* _Given exercise_: Copy exactly, and only, the lines below from the first through the one containing "FILE: index.html", both included; pictures are omitted.

* _Source data_:
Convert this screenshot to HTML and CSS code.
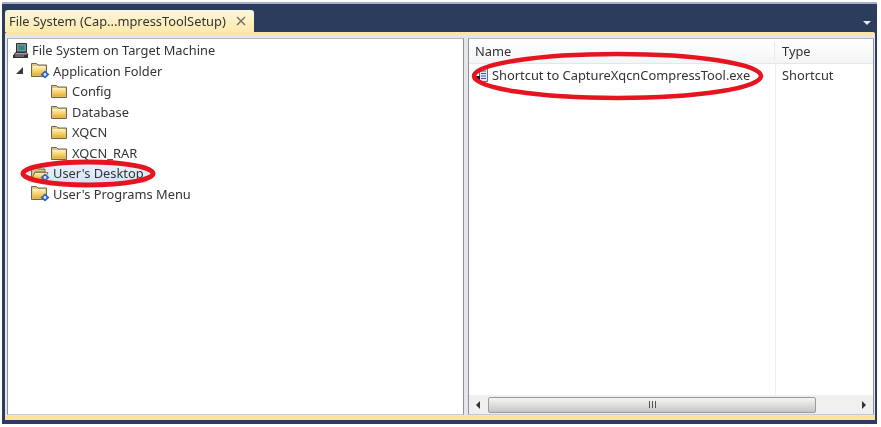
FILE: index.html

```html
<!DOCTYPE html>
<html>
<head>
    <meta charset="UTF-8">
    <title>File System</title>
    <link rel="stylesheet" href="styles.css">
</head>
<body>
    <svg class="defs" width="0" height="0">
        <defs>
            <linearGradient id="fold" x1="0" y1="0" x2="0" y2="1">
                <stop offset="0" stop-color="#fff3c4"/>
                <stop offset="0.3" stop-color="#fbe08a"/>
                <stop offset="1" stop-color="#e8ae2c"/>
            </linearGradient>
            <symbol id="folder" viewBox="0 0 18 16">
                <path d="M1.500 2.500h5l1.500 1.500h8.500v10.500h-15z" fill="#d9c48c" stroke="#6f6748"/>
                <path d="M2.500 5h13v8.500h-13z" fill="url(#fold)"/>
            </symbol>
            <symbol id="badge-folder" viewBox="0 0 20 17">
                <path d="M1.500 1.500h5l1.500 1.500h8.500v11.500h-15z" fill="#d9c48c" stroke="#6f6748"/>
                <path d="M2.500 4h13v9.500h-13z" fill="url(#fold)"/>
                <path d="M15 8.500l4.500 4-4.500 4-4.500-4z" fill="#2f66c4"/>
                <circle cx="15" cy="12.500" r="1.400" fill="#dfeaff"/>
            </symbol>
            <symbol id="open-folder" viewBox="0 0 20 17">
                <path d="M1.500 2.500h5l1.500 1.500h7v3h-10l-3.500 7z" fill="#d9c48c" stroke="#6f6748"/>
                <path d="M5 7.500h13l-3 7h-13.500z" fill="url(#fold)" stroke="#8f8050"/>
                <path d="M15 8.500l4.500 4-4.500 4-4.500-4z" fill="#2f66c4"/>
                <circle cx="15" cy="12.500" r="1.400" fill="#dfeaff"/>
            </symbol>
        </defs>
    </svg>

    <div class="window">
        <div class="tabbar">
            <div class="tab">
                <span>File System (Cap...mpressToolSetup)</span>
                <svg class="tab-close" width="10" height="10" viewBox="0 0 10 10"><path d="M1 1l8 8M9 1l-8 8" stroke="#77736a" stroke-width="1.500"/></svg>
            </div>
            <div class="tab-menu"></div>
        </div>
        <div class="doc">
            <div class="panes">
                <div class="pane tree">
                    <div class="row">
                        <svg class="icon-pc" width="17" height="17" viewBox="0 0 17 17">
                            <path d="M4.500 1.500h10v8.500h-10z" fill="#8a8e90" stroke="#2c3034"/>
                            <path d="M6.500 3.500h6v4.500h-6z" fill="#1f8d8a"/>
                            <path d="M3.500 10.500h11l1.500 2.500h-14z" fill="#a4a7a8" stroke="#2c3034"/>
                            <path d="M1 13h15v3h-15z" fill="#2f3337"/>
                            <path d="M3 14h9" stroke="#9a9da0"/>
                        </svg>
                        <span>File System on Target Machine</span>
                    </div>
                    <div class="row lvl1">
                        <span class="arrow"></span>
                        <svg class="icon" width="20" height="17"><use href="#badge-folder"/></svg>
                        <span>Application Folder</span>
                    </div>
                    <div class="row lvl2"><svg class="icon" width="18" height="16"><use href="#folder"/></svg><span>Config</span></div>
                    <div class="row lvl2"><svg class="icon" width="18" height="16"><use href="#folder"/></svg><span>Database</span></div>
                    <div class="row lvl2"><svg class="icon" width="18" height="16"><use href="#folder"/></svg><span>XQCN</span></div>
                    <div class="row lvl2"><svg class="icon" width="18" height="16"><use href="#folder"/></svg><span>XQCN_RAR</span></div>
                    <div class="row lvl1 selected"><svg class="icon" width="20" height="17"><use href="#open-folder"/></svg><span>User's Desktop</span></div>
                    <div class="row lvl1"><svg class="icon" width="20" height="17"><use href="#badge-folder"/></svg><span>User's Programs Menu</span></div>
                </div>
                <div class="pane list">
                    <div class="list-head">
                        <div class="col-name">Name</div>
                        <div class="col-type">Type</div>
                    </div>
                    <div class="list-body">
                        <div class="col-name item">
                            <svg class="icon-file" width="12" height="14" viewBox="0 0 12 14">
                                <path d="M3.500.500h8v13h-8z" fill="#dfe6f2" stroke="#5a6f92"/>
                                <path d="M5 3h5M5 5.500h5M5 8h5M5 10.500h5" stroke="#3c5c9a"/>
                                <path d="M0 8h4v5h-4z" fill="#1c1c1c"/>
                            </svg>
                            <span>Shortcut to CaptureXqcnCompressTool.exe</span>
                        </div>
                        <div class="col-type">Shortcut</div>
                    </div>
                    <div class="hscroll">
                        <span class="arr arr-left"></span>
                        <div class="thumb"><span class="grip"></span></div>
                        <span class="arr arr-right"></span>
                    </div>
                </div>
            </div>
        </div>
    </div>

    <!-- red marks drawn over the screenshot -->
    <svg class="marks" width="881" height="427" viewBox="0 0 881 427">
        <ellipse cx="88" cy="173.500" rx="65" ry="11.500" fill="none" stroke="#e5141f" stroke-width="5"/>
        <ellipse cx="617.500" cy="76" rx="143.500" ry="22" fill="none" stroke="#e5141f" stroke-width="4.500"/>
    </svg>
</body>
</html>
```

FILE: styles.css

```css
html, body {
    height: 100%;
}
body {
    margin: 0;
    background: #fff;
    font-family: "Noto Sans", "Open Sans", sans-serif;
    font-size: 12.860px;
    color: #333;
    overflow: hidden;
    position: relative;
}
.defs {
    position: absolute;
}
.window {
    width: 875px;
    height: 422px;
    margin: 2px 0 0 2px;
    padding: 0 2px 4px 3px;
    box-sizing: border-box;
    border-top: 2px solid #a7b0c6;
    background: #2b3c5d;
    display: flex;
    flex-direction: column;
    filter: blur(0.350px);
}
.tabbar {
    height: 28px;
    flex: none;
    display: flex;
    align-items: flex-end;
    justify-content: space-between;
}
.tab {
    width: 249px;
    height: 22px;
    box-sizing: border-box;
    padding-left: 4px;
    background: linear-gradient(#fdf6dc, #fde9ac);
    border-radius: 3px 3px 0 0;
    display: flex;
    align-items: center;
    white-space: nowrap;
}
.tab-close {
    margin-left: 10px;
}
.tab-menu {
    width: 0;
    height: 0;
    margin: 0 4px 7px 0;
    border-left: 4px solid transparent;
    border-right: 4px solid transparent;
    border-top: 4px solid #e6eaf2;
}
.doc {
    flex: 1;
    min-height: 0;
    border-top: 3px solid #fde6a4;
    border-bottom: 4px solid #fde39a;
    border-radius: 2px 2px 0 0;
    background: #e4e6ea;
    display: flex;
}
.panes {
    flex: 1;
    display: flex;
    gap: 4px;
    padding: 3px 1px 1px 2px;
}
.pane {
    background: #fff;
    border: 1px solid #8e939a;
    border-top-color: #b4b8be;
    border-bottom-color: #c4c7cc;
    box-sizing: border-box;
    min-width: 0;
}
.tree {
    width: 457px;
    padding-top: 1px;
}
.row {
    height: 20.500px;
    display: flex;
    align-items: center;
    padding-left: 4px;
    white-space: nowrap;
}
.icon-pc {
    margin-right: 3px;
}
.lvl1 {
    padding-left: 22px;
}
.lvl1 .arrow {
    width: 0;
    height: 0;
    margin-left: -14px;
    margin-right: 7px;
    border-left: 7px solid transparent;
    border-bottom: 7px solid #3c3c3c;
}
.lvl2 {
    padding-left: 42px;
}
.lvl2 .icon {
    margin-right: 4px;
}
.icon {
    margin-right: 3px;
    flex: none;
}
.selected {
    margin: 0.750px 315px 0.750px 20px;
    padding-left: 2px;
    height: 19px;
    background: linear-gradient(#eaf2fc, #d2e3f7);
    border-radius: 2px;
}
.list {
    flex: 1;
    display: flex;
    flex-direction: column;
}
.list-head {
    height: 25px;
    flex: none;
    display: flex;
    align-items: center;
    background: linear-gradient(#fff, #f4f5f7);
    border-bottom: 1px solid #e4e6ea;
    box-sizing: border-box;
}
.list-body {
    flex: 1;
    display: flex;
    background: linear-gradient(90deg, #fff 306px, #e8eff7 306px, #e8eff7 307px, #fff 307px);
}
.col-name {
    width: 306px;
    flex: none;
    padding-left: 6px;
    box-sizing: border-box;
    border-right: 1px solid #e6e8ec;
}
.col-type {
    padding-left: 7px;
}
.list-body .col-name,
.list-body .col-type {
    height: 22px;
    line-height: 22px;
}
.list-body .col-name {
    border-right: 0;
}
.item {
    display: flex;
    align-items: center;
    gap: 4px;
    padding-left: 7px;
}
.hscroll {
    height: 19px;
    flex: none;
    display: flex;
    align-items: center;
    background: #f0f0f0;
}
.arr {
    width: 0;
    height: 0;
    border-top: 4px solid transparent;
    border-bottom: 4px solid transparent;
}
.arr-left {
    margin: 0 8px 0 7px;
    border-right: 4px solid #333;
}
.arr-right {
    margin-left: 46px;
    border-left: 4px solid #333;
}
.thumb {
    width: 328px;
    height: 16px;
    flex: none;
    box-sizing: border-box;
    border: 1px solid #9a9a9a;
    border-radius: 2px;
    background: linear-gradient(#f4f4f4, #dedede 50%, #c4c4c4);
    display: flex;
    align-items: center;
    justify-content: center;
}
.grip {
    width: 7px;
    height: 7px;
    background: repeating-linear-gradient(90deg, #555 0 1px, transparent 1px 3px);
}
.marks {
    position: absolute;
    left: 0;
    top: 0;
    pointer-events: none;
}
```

* _Solved exercise_:
Convert this screenshot to HTML and CSS code.
FILE: index.html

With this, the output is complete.